I just need to vent about friendships.

I had this friend who was one of the VERY few i could tell things too. I told this person everything from very personal things to every day things. This was someone unlike any of my other friends, I confided in this person, I had a very deep connection with this person. The feelings were mutual and it was a very rare thing for me to have such a close connection with someone. This person helped me through some very rough times and if it wasnt for them i dont think i would have gotten out of it all ok. Well things have changed I'm not sure why, but i really feel like i lost my best friend.
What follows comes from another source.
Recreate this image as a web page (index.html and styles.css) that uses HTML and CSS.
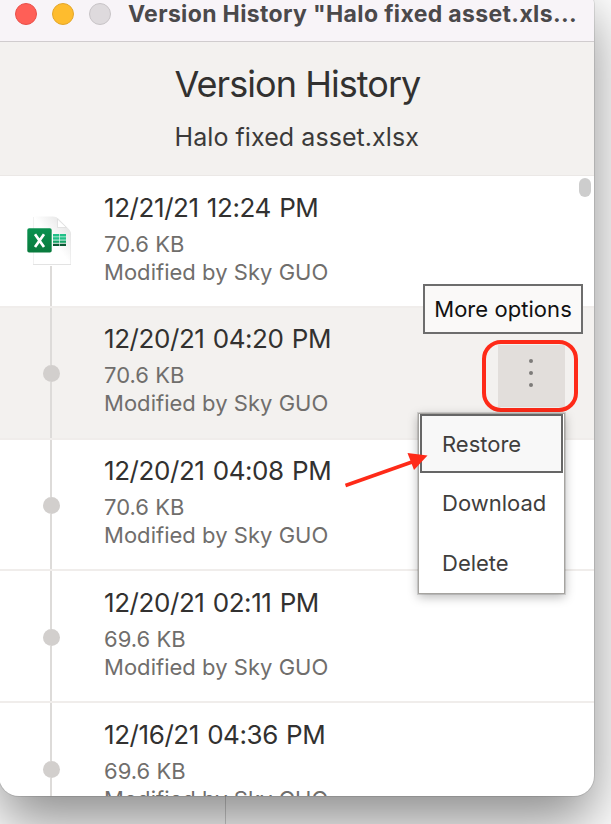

Right now im going through something i wouldnt wish on my worst enemy. I breifly wrote about in my previous blog and i dont want to get into further detail about it just yet. I could possibly be facing that "worst case scenerio". Now is a time when i need support and the one person who i would have confided deeply in is not there for me. I don't even no why im very confused, i feel like in a matter of about a month or so ive lost all communication with them and i dont really know them anymore. I dont know.. im really hurt. Like i said i feel like i lost my bestfriend and it fukin sucks, i feel like i have no one to turn to and i really need it right now.
It's just confusing, everyone is different and thinks differently and deals with things differently and i understand that i just thought this person was different. Maybe they are the same i don't know...... I don't know where or who to turn to and it's the worst most alone feeling ever....

4 comments:

Recovery Discovery (R) said...

Sorry you're having such a hard time. Just wanted you to know that somebody's listening here in the blogosphere.

Patricia Marie said...

Sending hugs.

Addicted to no one said...

thanks guys it means alot

John Donation said...

You're playing the pronoun game which makes me think its a dude. If so then maybe part of his friendship was based on thinking he was getting closer to a physical relationship and then either got discouraged or lost interest. We do that ya know. Play the role of heroic confidant.